摘要: With the widespread deployment of ground, air and space sensor sources (internet of things or IoT, social networks, sensor networks), the integrated applications of real-time geospatial data from ubiquitous sensors, especially in public security and smart city domains, are becoming challenging issues. The traditional geographic information system (GIS) mostly manages time-discretized geospatial data by means of the Structured Query Language (SQL) database management system (DBMS) and emphasizes query and retrieval of massive historical geospatial data on disk. This limits its capability for on-the-fly access of real-time geospatial data for online analysis in real time. This paper proposes a hybrid database organization and management approach with SQL relational databases (RDB) and not only SQL (NoSQL) databases (including the main memory database, MMDB, and distributed files system, DFS). This hybrid approach makes full use of the advantages of NoSQL and SQL DBMS for the real-time access of input data and structured on-the-fly analysis results which can meet the requirements of increased spatio-temporal big data linking analysis.
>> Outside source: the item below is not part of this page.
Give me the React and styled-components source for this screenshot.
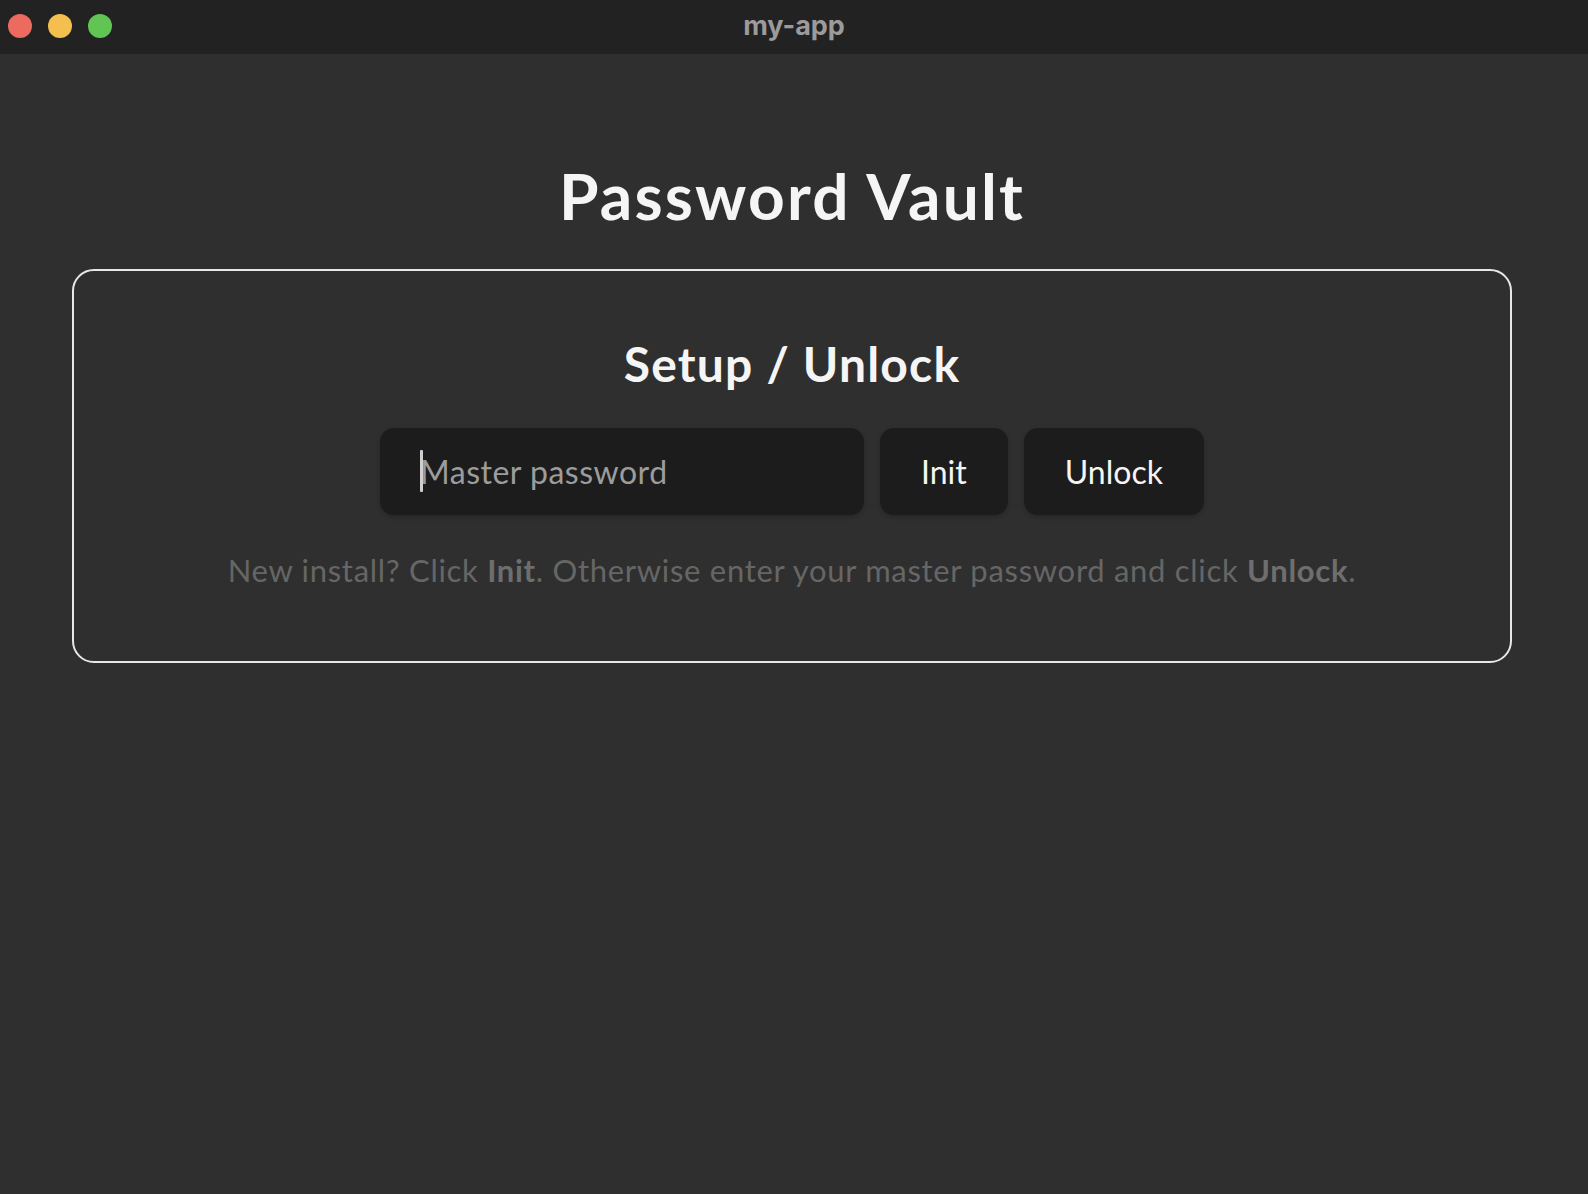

The MMDB facilitates real-time access of the latest input data such as the sensor web and IoT, and supports the real-time query for online geospatial analysis. The RDB stores change information such as multi-modal features and abnormal events extracted from real-time input data. The DFS on disk manages the massive geospatial data, and the extensible storage architecture and distributed scheduling of a NoSQL database satisfy the performance requirements of incremental storage and multi-user concurrent access. A case study of geographic video (GeoVideo) surveillance of public security is presented to prove the feasibility of this hybrid organization and management approach.